There is too much rage in America at the moment. So much willful intolerance makes it impossible to take their credibility as an agent for good seriously. It is a divisive, polarizing place to live where over 30 million people (the population of Canada) are without health care, and countless others without basic civil rights. And yet they attempt to convince the rest of the world that all Americans are born equal. Unless of course you’re gay, or muslim, or not a white older man with deep pockets.

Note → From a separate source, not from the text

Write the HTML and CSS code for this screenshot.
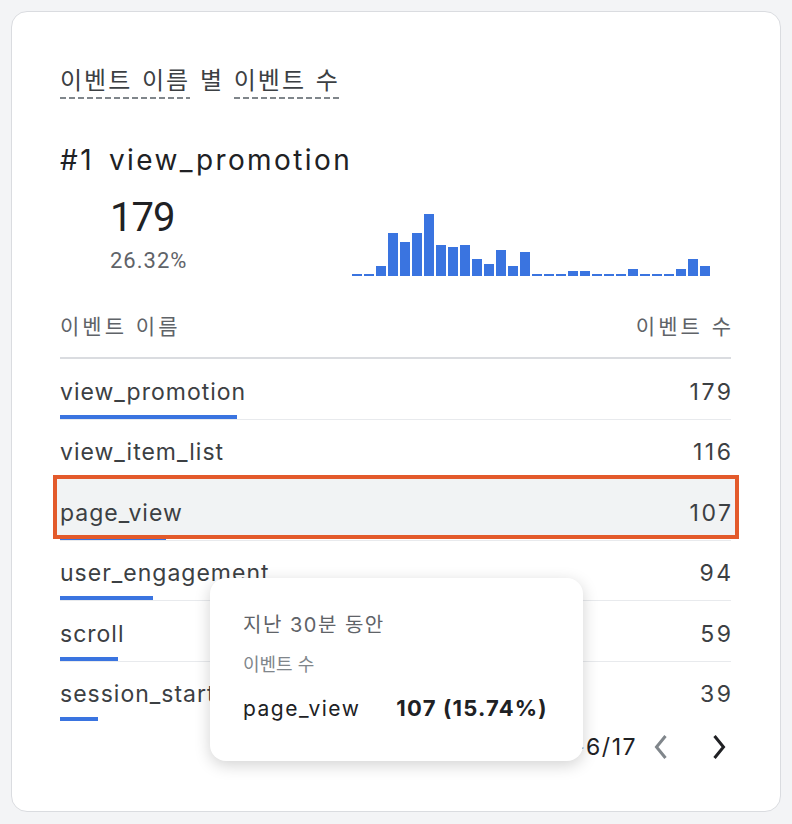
FILE: index.html
```html
<!DOCTYPE html>
<html lang="ko">
<head>
    <meta charset="UTF-8">
    <meta name="viewport" content="width=device-width, initial-scale=1.0">
    <title>이벤트 이름 별 이벤트 수</title>
    <link rel="stylesheet" href="styles.css">
</head>
<body>

<div class="card">
    <!-- Card title -->
    <h2 class="card-title"><span class="dotted">이벤트 이름</span> 별 <span class="dotted">이벤트 수</span></h2>

    <!-- Top event + sparkline -->
    <div class="top-item">
        <div class="top-name"><span class="rank">#1</span>view_promotion</div>
        <div class="top-body">
            <div class="top-stats">
                <div class="top-value">179</div>
                <div class="top-share">26.32%</div>
            </div>
            <div class="spark">
                <span class="spark-bar" style="height:2px"></span>
                <span class="spark-bar" style="height:2px"></span>
                <span class="spark-bar" style="height:10px"></span>
                <span class="spark-bar" style="height:43px"></span>
                <span class="spark-bar" style="height:34px"></span>
                <span class="spark-bar" style="height:43px"></span>
                <span class="spark-bar" style="height:62px"></span>
                <span class="spark-bar" style="height:31px"></span>
                <span class="spark-bar" style="height:29px"></span>
                <span class="spark-bar" style="height:31px"></span>
                <span class="spark-bar" style="height:17px"></span>
                <span class="spark-bar" style="height:12px"></span>
                <span class="spark-bar" style="height:26px"></span>
                <span class="spark-bar" style="height:10px"></span>
                <span class="spark-bar" style="height:24px"></span>
                <span class="spark-bar" style="height:2px"></span>
                <span class="spark-bar" style="height:2px"></span>
                <span class="spark-bar" style="height:2px"></span>
                <span class="spark-bar" style="height:5px"></span>
                <span class="spark-bar" style="height:5px"></span>
                <span class="spark-bar" style="height:2px"></span>
                <span class="spark-bar" style="height:2px"></span>
                <span class="spark-bar" style="height:2px"></span>
                <span class="spark-bar" style="height:7px"></span>
                <span class="spark-bar" style="height:2px"></span>
                <span class="spark-bar" style="height:2px"></span>
                <span class="spark-bar" style="height:2px"></span>
                <span class="spark-bar" style="height:7px"></span>
                <span class="spark-bar" style="height:17px"></span>
                <span class="spark-bar" style="height:10px"></span>
            </div>
        </div>
    </div>

    <!-- Event table -->
    <div class="table">
        <div class="table-head">
            <span>이벤트 이름</span>
            <span>이벤트 수</span>
        </div>
        <div class="table-row">
            <div class="cell-name">
                <div class="name">view_promotion</div>
                <div class="share-bar" style="width:177px"></div>
            </div>
            <div class="cell-value">179</div>
        </div>
        <div class="table-row">
            <div class="cell-name">
                <div class="name">view_item_list</div>
                <div class="share-bar" style="width:115px"></div>
            </div>
            <div class="cell-value">116</div>
        </div>
        <div class="table-row is-active">
            <div class="cell-name">
                <div class="name">page_view</div>
                <div class="share-bar" style="width:106px"></div>
            </div>
            <div class="cell-value">107</div>
        </div>
        <div class="table-row">
            <div class="cell-name">
                <div class="name">user_engagement</div>
                <div class="share-bar" style="width:93px"></div>
            </div>
            <div class="cell-value">94</div>
        </div>
        <div class="table-row">
            <div class="cell-name">
                <div class="name">scroll</div>
                <div class="share-bar" style="width:58px"></div>
            </div>
            <div class="cell-value">59</div>
        </div>
        <div class="table-row">
            <div class="cell-name">
                <div class="name">session_start</div>
                <div class="share-bar" style="width:38px"></div>
            </div>
            <div class="cell-value">39</div>
        </div>
    </div>

    <!-- Pagination -->
    <div class="pager">
        <span class="pager-label">1-6/17</span>
        <button class="pager-btn is-disabled" aria-label="이전">
            <svg width="24" height="28" viewBox="0 0 24 28"><polyline points="16.5,3 7.5,14 16.5,25" fill="none" stroke="currentColor" stroke-width="3"/></svg>
        </button>
        <button class="pager-btn" aria-label="다음">
            <svg width="24" height="28" viewBox="0 0 24 28"><polyline points="7.5,3 16.5,14 7.5,25" fill="none" stroke="currentColor" stroke-width="3"/></svg>
        </button>
    </div>

    <!-- Hover tooltip -->
    <div class="tooltip">
        <div class="tip-period">지난 30분 동안</div>
        <div class="tip-metric">이벤트 수</div>
        <div class="tip-row">
            <span class="tip-name">page_view</span>
            <span class="tip-value">107 (15.74%)</span>
        </div>
    </div>
</div>

</body>
</html>
```

FILE: styles.css
```css
body {
    margin: 0;
    padding: 11px;
    background-color: #f3f4f6;
    font-family: 'Inter', 'Noto Sans CJK KR', sans-serif;
    color: #3c4043;
}
.card {
    position: relative;
    box-sizing: border-box;
    width: 770px;
    height: 801px;
    padding: 56px 49px 0 48px;
    background-color: #fff;
    border: 1px solid #dadce0;
    border-radius: 16px;
    overflow: hidden;
}

/* title with dotted "definition" underlines */
.card-title {
    margin: 0;
    font-size: 24px;
    font-weight: 400;
    line-height: 26px;
    letter-spacing: 2px;
    word-spacing: 1px;
    color: #3c4043;
}
.dotted {
    display: inline-block;
    padding-bottom: 5px;
    background-image: linear-gradient(to right, #80868b 6px, transparent 6px);
    background-size: 9px 2px;
    background-repeat: repeat-x;
    background-position: left bottom;
}

/* top event */
.top-item {
    margin-top: 43px;
}
.top-name {
    font-size: 28px;
    line-height: 36px;
    letter-spacing: 2.4px;
    color: #202124;
}
.rank {
    margin-right: 15px;
}
.top-body {
    display: flex;
    height: 80px;
    margin-top: 18px;
    padding-left: 50px;
}
.top-stats {
    width: 242px;
}
.top-value {
    font-family: 'Roboto', sans-serif;
    font-size: 40px;
    line-height: 44px;
    letter-spacing: -1px;
    color: #202124;
}
.top-share {
    margin-top: 9px;
    font-family: 'Roboto', sans-serif;
    font-size: 22px;
    line-height: 24px;
    letter-spacing: 1px;
    color: #5f6368;
}
.spark {
    display: flex;
    align-items: flex-end;
    gap: 2px;
}
.spark-bar {
    width: 10px;
    background-color: #3a74e0;
}

/* table */
.table-head {
    display: flex;
    justify-content: space-between;
    margin-top: 39px;
    padding-bottom: 18px;
    border-bottom: 2px solid #dadce0;
    font-size: 21px;
    line-height: 24px;
    letter-spacing: 3px;
    color: #5f6368;
}
.table-head span:last-child {
    margin-right: -3px;
}
.table-row {
    position: relative;
    display: flex;
    justify-content: space-between;
    box-sizing: border-box;
    height: 60.5px;
    border-bottom: 1px solid #e8eaed;
    font-size: 23px;
    line-height: 26px;
}
.table-row:last-child {
    border-bottom: none;
}
.cell-name,
.cell-value {
    position: relative;
    z-index: 1;
    padding-top: 19.5px;
}
.name {
    letter-spacing: 1px;
}
.cell-value {
    letter-spacing: 2.5px;
    margin-right: -2.5px;
}
.share-bar {
    height: 4px;
    margin-top: 10px;
    background-color: #3a74e0;
}

/* selected row: grey fill under the text, orange frame on top */
.table-row.is-active::before,
.table-row.is-active::after {
    content: "";
    position: absolute;
    top: -5px;
    bottom: 1px;
    left: -7px;
    right: -8px;
}
.table-row.is-active::before {
    z-index: 0;
    background-color: #f1f3f4;
}
.table-row.is-active::after {
    z-index: 2;
    border: 4px solid #e35a2b;
}

/* pagination */
.pager {
    display: flex;
    justify-content: flex-end;
    align-items: center;
    margin-top: 11px;
    font-size: 23px;
    line-height: 26px;
    color: #202124;
}
.pager-label {
    margin-right: 12px;
    letter-spacing: 1.5px;
}
.pager-btn {
    display: flex;
    padding: 0;
    border: none;
    background: none;
    color: #202124;
}
.pager-btn + .pager-btn {
    margin-left: 34px;
}
.pager-btn.is-disabled {
    color: #80868b;
}

/* tooltip over the table */
.tooltip {
    position: absolute;
    z-index: 3;
    left: 198px;
    top: 566px;
    box-sizing: border-box;
    width: 373px;
    height: 183px;
    padding: 35px 16px 0 33px;
    background-color: #fff;
    border-radius: 16px;
    box-shadow: 0 4px 16px rgba(0, 0, 0, 0.18);
}
.tip-period {
    font-size: 20px;
    line-height: 24px;
    letter-spacing: 1.5px;
    color: #5f6368;
}
.tip-metric {
    margin-top: 16px;
    font-size: 18px;
    line-height: 24px;
    color: #80868b;
}
.tip-row {
    display: flex;
    align-items: baseline;
    margin-top: 18px;
    font-size: 21px;
    line-height: 26px;
    white-space: nowrap;
    color: #202124;
}
.tip-name {
    letter-spacing: 1.5px;
}
.tip-value {
    margin-left: 36px;
    font-size: 22px;
    font-weight: 700;
    letter-spacing: 1.2px;
}
```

America has shown me how lucky I am to be Canadian which is why I oppose Quebec’s Charter of Values so much. Based on everything I have written about regarding the pursuit by christian Americans to restrict the rights of gay people, it does not mean that I believe all christian people are bad, or have the same warped, regressive views. No, of course not. Just as not all muslims are 9/11 apologists who want to blow up all of America. How retrograde and narrow-minded is it of someone to believe in such a thing? This generalizing of groups of people is maddening. Individuals who actively attempt to rescind rights are surprisingly in the minority, but they’re very good at organizing themselves and making lots of noise, giving the illusion that they’re the majority.
I can’t stomach that a province in Canada is going to vote on a charter that has nothing to do with values, and everything to do with exclusion and fear. The fear that immigrants are threatening their “distinct” culture in a nation that thrives on immigration. It all seems so senseless.
But as a friend of mine said, “If you think about it, it only makes sense that a society built on “protecting” their culture will reject all others. Scary.”
Indeed. We’ll see how this all plays out.